Repeat the data below exactly, dropping any pictures it holds.

▶ _Recorded data_
----
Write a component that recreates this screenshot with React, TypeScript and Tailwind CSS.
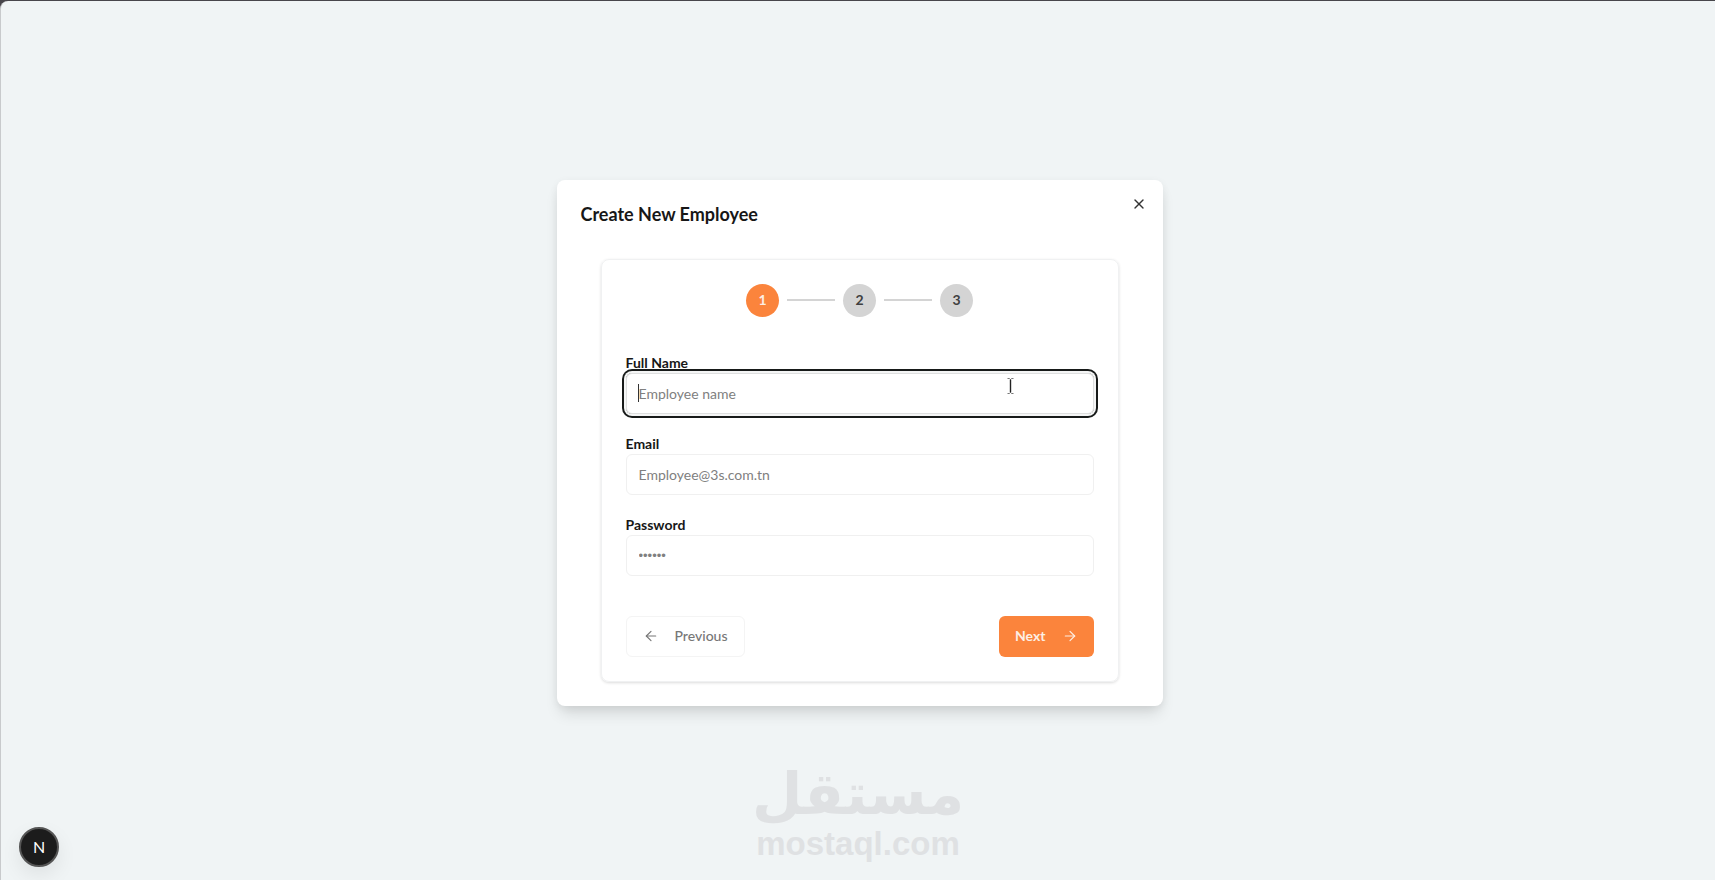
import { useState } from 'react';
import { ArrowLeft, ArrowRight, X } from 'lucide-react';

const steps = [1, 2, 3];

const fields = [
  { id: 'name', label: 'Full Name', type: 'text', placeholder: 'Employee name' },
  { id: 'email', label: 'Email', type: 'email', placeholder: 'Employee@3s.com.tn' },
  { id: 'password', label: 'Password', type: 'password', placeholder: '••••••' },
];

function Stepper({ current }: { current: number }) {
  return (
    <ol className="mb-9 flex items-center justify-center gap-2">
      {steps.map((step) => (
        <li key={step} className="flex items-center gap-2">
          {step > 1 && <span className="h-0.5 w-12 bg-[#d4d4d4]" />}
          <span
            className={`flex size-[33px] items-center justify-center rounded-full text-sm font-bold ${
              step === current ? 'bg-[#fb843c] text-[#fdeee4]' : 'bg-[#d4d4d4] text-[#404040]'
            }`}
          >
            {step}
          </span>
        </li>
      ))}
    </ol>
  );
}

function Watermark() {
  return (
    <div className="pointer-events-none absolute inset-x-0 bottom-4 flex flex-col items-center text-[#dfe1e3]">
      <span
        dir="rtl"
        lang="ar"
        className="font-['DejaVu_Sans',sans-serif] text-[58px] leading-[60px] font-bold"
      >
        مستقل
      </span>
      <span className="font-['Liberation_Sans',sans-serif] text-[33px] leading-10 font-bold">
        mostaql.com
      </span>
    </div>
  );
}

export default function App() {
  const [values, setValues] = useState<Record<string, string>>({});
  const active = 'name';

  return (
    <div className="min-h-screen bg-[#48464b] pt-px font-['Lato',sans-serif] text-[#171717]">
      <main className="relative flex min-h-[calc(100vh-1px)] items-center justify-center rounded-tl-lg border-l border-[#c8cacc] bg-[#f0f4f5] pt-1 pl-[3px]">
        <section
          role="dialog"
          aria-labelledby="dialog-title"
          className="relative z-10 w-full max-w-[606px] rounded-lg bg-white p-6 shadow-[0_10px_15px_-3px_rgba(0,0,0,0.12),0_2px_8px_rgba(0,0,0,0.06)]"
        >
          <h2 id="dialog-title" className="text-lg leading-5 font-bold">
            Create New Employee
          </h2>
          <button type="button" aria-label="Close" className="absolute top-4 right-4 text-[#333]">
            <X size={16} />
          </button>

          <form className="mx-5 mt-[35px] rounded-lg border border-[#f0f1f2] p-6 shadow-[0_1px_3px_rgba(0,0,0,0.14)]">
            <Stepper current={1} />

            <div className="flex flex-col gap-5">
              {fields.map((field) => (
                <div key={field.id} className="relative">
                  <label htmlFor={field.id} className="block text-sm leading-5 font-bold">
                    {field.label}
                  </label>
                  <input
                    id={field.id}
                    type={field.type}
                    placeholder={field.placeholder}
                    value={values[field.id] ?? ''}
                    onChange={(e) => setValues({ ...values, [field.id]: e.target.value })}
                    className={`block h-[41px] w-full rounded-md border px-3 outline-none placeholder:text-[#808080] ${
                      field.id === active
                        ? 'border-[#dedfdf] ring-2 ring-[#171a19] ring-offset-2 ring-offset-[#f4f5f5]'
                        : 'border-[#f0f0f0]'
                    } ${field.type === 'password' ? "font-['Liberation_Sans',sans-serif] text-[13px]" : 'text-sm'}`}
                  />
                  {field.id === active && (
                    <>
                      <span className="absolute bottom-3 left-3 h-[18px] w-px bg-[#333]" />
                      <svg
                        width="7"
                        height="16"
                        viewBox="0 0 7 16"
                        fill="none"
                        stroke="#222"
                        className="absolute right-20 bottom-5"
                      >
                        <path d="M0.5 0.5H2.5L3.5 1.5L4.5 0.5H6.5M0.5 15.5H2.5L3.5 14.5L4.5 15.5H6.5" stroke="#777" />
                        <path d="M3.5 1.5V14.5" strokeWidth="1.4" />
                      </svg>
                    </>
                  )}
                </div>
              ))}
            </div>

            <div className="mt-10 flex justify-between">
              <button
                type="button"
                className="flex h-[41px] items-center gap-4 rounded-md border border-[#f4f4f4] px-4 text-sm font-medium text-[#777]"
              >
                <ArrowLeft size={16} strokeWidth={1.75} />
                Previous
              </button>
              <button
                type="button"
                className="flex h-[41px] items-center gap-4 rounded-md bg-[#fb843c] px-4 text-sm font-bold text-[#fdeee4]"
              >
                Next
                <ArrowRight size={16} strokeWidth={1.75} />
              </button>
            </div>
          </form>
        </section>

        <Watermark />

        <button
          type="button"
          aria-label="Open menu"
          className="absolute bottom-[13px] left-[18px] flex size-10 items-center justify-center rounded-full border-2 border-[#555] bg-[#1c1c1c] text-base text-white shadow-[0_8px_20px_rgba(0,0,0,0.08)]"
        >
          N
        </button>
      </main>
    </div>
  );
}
----
▶ _Correct result_
Write a component that recreates this screenshot with React, TypeScript and Tailwind CSS.
import { useState } from 'react';
import { ArrowLeft, ArrowRight, X } from 'lucide-react';

const steps = [1, 2, 3];

const fields = [
  { id: 'name', label: 'Full Name', type: 'text', placeholder: 'Employee name' },
  { id: 'email', label: 'Email', type: 'email', placeholder: 'Employee@3s.com.tn' },
  { id: 'password', label: 'Password', type: 'password', placeholder: '••••••' },
];

function Stepper({ current }: { current: number }) {
  return (
    <ol className="mb-9 flex items-center justify-center gap-2">
      {steps.map((step) => (
        <li key={step} className="flex items-center gap-2">
          {step > 1 && <span className="h-0.5 w-12 bg-[#d4d4d4]" />}
          <span
            className={`flex size-[33px] items-center justify-center rounded-full text-sm font-bold ${
              step === current ? 'bg-[#fb843c] text-[#fdeee4]' : 'bg-[#d4d4d4] text-[#404040]'
            }`}
          >
            {step}
          </span>
        </li>
      ))}
    </ol>
  );
}

function Watermark() {
  return (
    <div className="pointer-events-none absolute inset-x-0 bottom-4 flex flex-col items-center text-[#dfe1e3]">
      <span
        dir="rtl"
        lang="ar"
        className="font-['DejaVu_Sans',sans-serif] text-[58px] leading-[60px] font-bold"
      >
        مستقل
      </span>
      <span className="font-['Liberation_Sans',sans-serif] text-[33px] leading-10 font-bold">
        mostaql.com
      </span>
    </div>
  );
}

export default function App() {
  const [values, setValues] = useState<Record<string, string>>({});
  const active = 'name';

  return (
    <div className="min-h-screen bg-[#48464b] pt-px font-['Lato',sans-serif] text-[#171717]">
      <main className="relative flex min-h-[calc(100vh-1px)] items-center justify-center rounded-tl-lg border-l border-[#c8cacc] bg-[#f0f4f5] pt-1 pl-[3px]">
        <section
          role="dialog"
          aria-labelledby="dialog-title"
          className="relative z-10 w-full max-w-[606px] rounded-lg bg-white p-6 shadow-[0_10px_15px_-3px_rgba(0,0,0,0.12),0_2px_8px_rgba(0,0,0,0.06)]"
        >
          <h2 id="dialog-title" className="text-lg leading-5 font-bold">
            Create New Employee
          </h2>
          <button type="button" aria-label="Close" className="absolute top-4 right-4 text-[#333]">
            <X size={16} />
          </button>

          <form className="mx-5 mt-[35px] rounded-lg border border-[#f0f1f2] p-6 shadow-[0_1px_3px_rgba(0,0,0,0.14)]">
            <Stepper current={1} />

            <div className="flex flex-col gap-5">
              {fields.map((field) => (
                <div key={field.id} className="relative">
                  <label htmlFor={field.id} className="block text-sm leading-5 font-bold">
                    {field.label}
                  </label>
                  <input
                    id={field.id}
                    type={field.type}
                    placeholder={field.placeholder}
                    value={values[field.id] ?? ''}
                    onChange={(e) => setValues({ ...values, [field.id]: e.target.value })}
                    className={`block h-[41px] w-full rounded-md border px-3 outline-none placeholder:text-[#808080] ${
                      field.id === active
                        ? 'border-[#dedfdf] ring-2 ring-[#171a19] ring-offset-2 ring-offset-[#f4f5f5]'
                        : 'border-[#f0f0f0]'
                    } ${field.type === 'password' ? "font-['Liberation_Sans',sans-serif] text-[13px]" : 'text-sm'}`}
                  />
                  {field.id === active && (
                    <>
                      <span className="absolute bottom-3 left-3 h-[18px] w-px bg-[#333]" />
                      <svg
                        width="7"
                        height="16"
                        viewBox="0 0 7 16"
                        fill="none"
                        stroke="#222"
                        className="absolute right-20 bottom-5"
                      >
                        <path d="M0.5 0.5H2.5L3.5 1.5L4.5 0.5H6.5M0.5 15.5H2.5L3.5 14.5L4.5 15.5H6.5" stroke="#777" />
                        <path d="M3.5 1.5V14.5" strokeWidth="1.4" />
                      </svg>
                    </>
                  )}
                </div>
              ))}
            </div>

            <div className="mt-10 flex justify-between">
              <button
                type="button"
                className="flex h-[41px] items-center gap-4 rounded-md border border-[#f4f4f4] px-4 text-sm font-medium text-[#777]"
              >
                <ArrowLeft size={16} strokeWidth={1.75} />
                Previous
              </button>
              <button
                type="button"
                className="flex h-[41px] items-center gap-4 rounded-md bg-[#fb843c] px-4 text-sm font-bold text-[#fdeee4]"
              >
                Next
                <ArrowRight size={16} strokeWidth={1.75} />
              </button>
            </div>
          </form>
        </section>

        <Watermark />

        <button
          type="button"
          aria-label="Open menu"
          className="absolute bottom-[13px] left-[18px] flex size-10 items-center justify-center rounded-full border-2 border-[#555] bg-[#1c1c1c] text-base text-white shadow-[0_8px_20px_rgba(0,0,0,0.08)]"
        >
          N
        </button>
      </main>
    </div>
  );
}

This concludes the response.